After studying composition in Paris with Vincent d’Indy and in Cleveland with
Ernest Bloch, he took a job as a teacher at Barnard College in 1926
and
was named head of the music department in 1940,
until he retired in 1962.
Many of his works are based on American literature or historical figures,
including the orchestral piece The
Pageant of P.T. Barnum
(1924)
and the operas The
Headless Horseman
(1936)
and The
Devil and Daniel Webster
(1938).
The
Ballad of Baby Doe (1956)
is based on the lives of silver baron Horace Tabor, his first wife, Augusta, and
his second wife, “Baby” Lizzie Doe.

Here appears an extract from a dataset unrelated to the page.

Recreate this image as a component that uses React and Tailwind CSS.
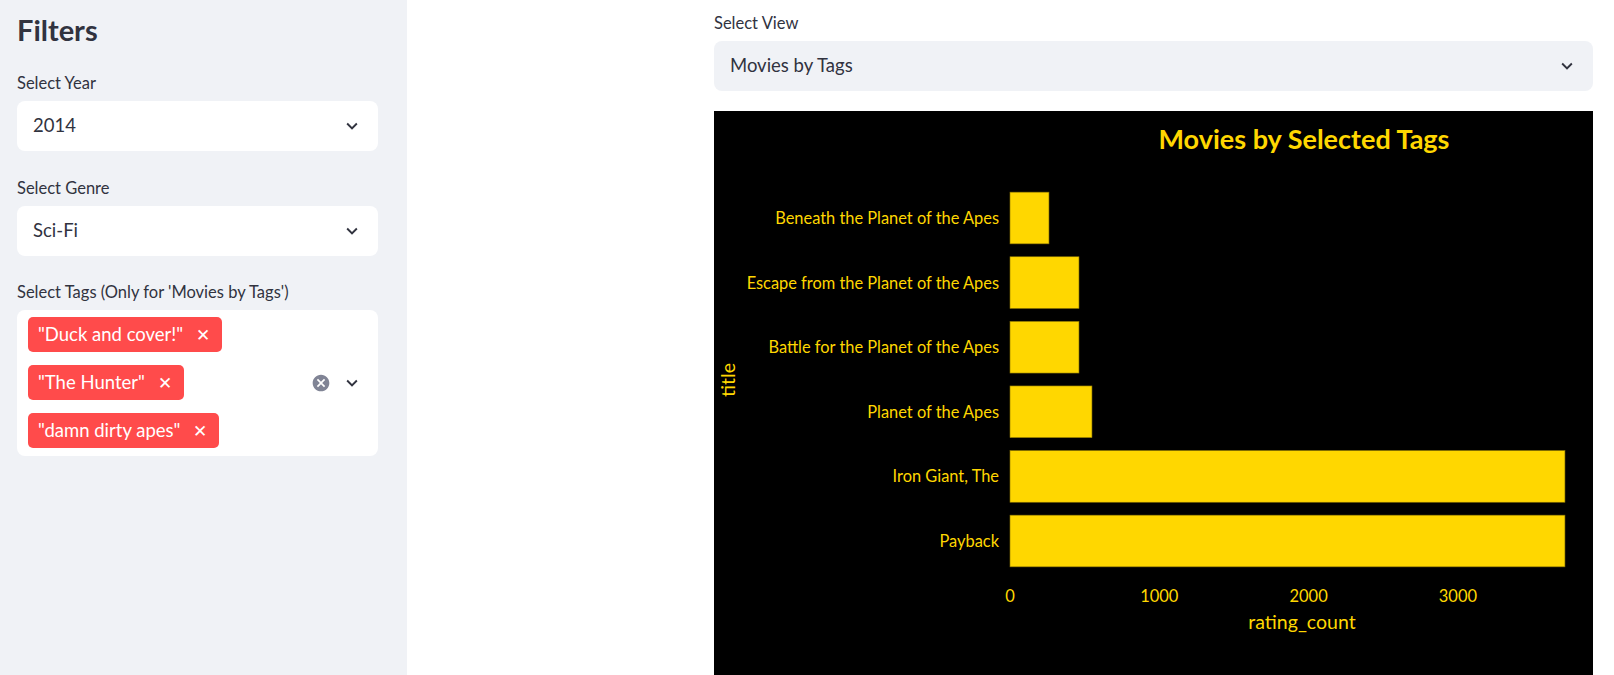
import React from "react";

const font = { fontFamily: "Lato, 'Noto Sans', sans-serif" };

const Chevron = ({ className = "" }) => (
  <svg viewBox="0 0 24 24" width="22" height="22" className={className}>
    <path d="M16.59 8.59L12 13.17 7.41 8.59 6 10l6 6 6-6z" fill="#31333f" />
  </svg>
);

const ClearIcon = () => (
  <svg viewBox="0 0 24 24" width="20" height="20">
    <path
      d="M12 2C6.47 2 2 6.47 2 12s4.47 10 10 10 10-4.47 10-10S17.53 2 12 2zm5 13.59L15.59 17 12 13.41 8.41 17 7 15.59 10.59 12 7 8.41 8.41 7 12 10.59 15.59 7 17 8.41 13.41 12 17 15.59z"
      fill="#808495"
    />
  </svg>
);

const Label = ({ children }) => (
  <div className="text-[16.5px] leading-[20px] text-[#31333f] mb-2">{children}</div>
);

const SelectBox = ({ value, bg = "bg-white" }) => (
  <div className={`${bg} h-[50px] rounded-lg flex items-center justify-between pl-4 pr-[15px]`}>
    <span className="text-[18.5px] text-[#31333f]">{value}</span>
    <Chevron />
  </div>
);

const Tag = ({ text }) => (
  <div className="inline-flex items-center h-[35px] bg-[#ff4b4b] rounded-[5px] pl-[10px] pr-[12px] text-white text-[18.5px]">
    <span>{text}</span>
    <span className="ml-[13px] text-[17px] leading-none">✕</span>
  </div>
);

const movies = [
  { title: "Beneath the Planet of the Apes", count: 261 },
  { title: "Escape from the Planet of the Apes", count: 462 },
  { title: "Battle for the Planet of the Apes", count: 462 },
  { title: "Planet of the Apes", count: 549 },
  { title: "Iron Giant, The", count: 3717 },
  { title: "Payback", count: 3717 },
];

const Chart = () => {
  const x0 = 296;
  const scale = 0.1493;
  const pitch = 64.6;
  const firstCenter = 107;
  const barH = 51.7;
  return (
    <svg width="879" height="580" viewBox="0 0 879 580" style={font}>
      <rect width="879" height="580" fill="#000" />
      <text x="590" y="38" textAnchor="middle" fill="#FFD700" fontSize="27" fontWeight="700">
        Movies by Selected Tags
      </text>
      {movies.map((m, i) => {
        const cy = firstCenter + i * pitch;
        return (
          <g key={m.title}>
            <rect
              x={x0}
              y={cy - barH / 2}
              width={m.count * scale}
              height={barH}
              fill="#FFD700"
              stroke="#8a7400"
              strokeWidth="0.6"
            />
            <text x="285" y={cy + 6} textAnchor="end" fill="#FFD700" fontSize="16.4">
              {m.title}
            </text>
          </g>
        );
      })}
      {[0, 1000, 2000, 3000].map((t) => (
        <text key={t} x={x0 + t * scale} y="491" textAnchor="middle" fill="#FFD700" fontSize="16.5">
          {t}
        </text>
      ))}
      <text x="588" y="518" textAnchor="middle" fill="#FFD700" fontSize="19.5">
        rating_count
      </text>
      <text
        x="0"
        y="0"
        transform="translate(21 269) rotate(-90)"
        textAnchor="middle"
        fill="#FFD700"
        fontSize="19.5"
      >
        title
      </text>
    </svg>
  );
};

export default function App() {
  return (
    <div className="flex h-screen overflow-hidden bg-white" style={font}>
      {/* Sidebar */}
      <aside className="w-[407px] shrink-0 bg-[#f0f2f6] pl-[17px] pr-[29px] pt-[12px]">
        <h2 className="text-[29px] leading-[36px] font-bold text-[#31333f] mb-[25px]">Filters</h2>

        <Label>Select Year</Label>
        <SelectBox value="2014" />

        <div className="mt-[27px]">
          <Label>Select Genre</Label>
          <SelectBox value="Sci-Fi" />
        </div>

        <div className="mt-[26px]">
          <Label>Select Tags (Only for 'Movies by Tags')</Label>
          <div className="bg-white rounded-lg flex items-center pl-[11px] pr-[15px] pt-[7px] pb-[8px]">
            <div className="flex-1 flex flex-col items-start gap-[13px]">
              <Tag text={'"Duck and cover!"'} />
              <Tag text={'"The Hunter"'} />
              <Tag text={'"damn dirty apes"'} />
            </div>
            <div className="flex items-center gap-[10px]">
              <ClearIcon />
              <Chevron />
            </div>
          </div>
        </div>
      </aside>

      {/* Main */}
      <main className="flex-1 pt-[13px]">
        <div className="ml-[307px] w-[879px]">
          <Label>Select View</Label>
          <SelectBox value="Movies by Tags" bg="bg-[#f0f2f6]" />
          <div className="mt-[20px]">
            <Chart />
          </div>
        </div>
      </main>
    </div>
  );
}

Although the opera is named for Baby
Doe, it centers on Horace, starting at the peak of his wealth and power when he
meets Baby, the estranged wife of a miner, to their subsequent divorces and
marriage to each other, to the loss of Horace’s fortune and Horace’s death
in Baby Doe’s arms. Commissioned by Colorado’s Central City Opera House
Association and with a libretto by John Latouche, the opera offers
well-developed and complex characters, with Horace Tabor emerging as a man both
proud and vulnerable. Horace sings “Warm as the Autumn Light” to Baby Doe
the evening they first meet—it is the beginning of their romance.